For instance, we’ve all heard the old campfire story about the hook-hand. It varies slightly from one teller to another, but in short…

The story follows two teens in a parked car, listening to the radio. A news anchor on the radio reports of a man with a hook hand escaping a nearby asylum. The teens then hear scratching on the car door, and after some debate, decide to drive away. When they return home, they find a hook hand hanging from the outside door handle of their car.

In this instance, the news reporter talking about the escaped man with a hook hand is the foreshadowing. Since we were given the foreshadowing, the hook hand at the end makes sense to us, and is scary because we have the proper context.

Imagine telling the story without it.

Two teens go out for a drive, and park their car. They sit and talk, and nothing of note happens. They drive home, and then find a hook hand on their car door.

That isn’t scary. It’s just… weird.

The lesson to take from this is that foreshadowing isn’t always just a bit of “spice” in the recipe of your story, adding a little extra flare. Sometimes, it’s a necessary ingredient.

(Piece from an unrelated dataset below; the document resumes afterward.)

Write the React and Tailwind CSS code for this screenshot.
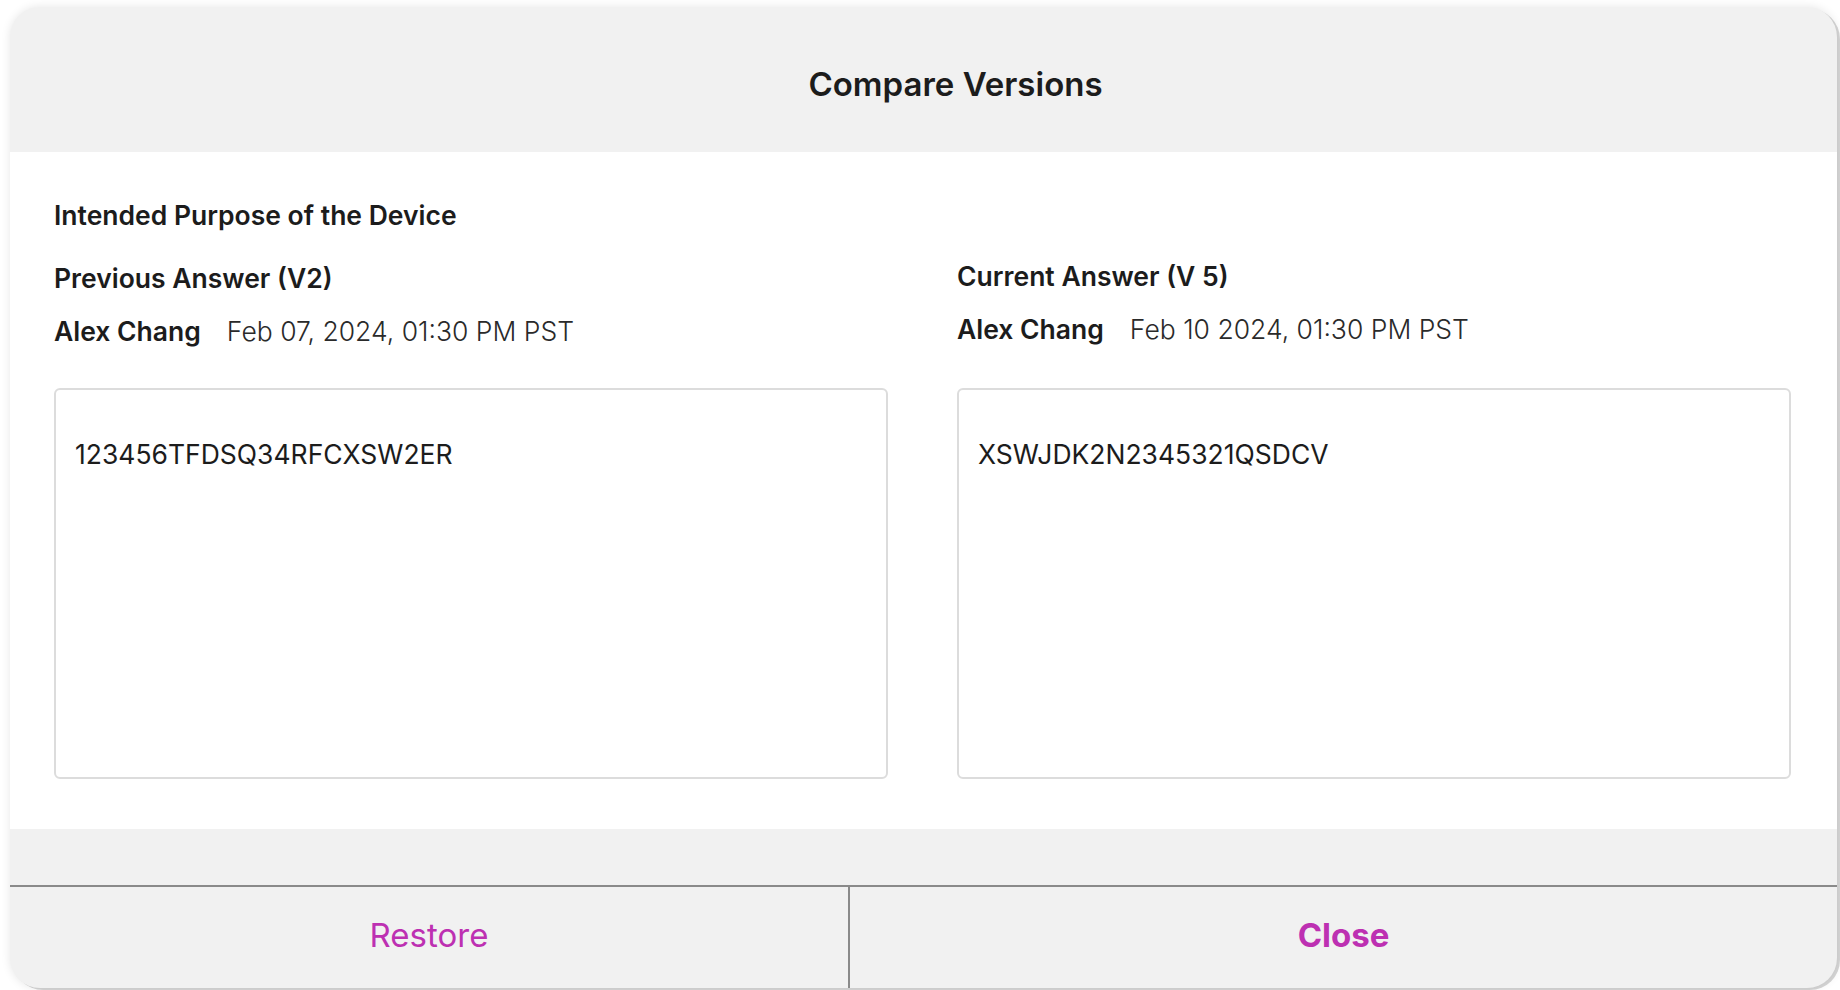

By establishing that something COULD happen to your characters, it’s grounded in the realm of reality when it DOES happen to them.

Further Discussion

What is the best example of foreshadowing that you’ve encountered in a film or story?  What is the worst?

Have you ever encountered too much foreshadowing?  How was it being overused, and what effect did that have?

How do you use foreshadowing in your own writing?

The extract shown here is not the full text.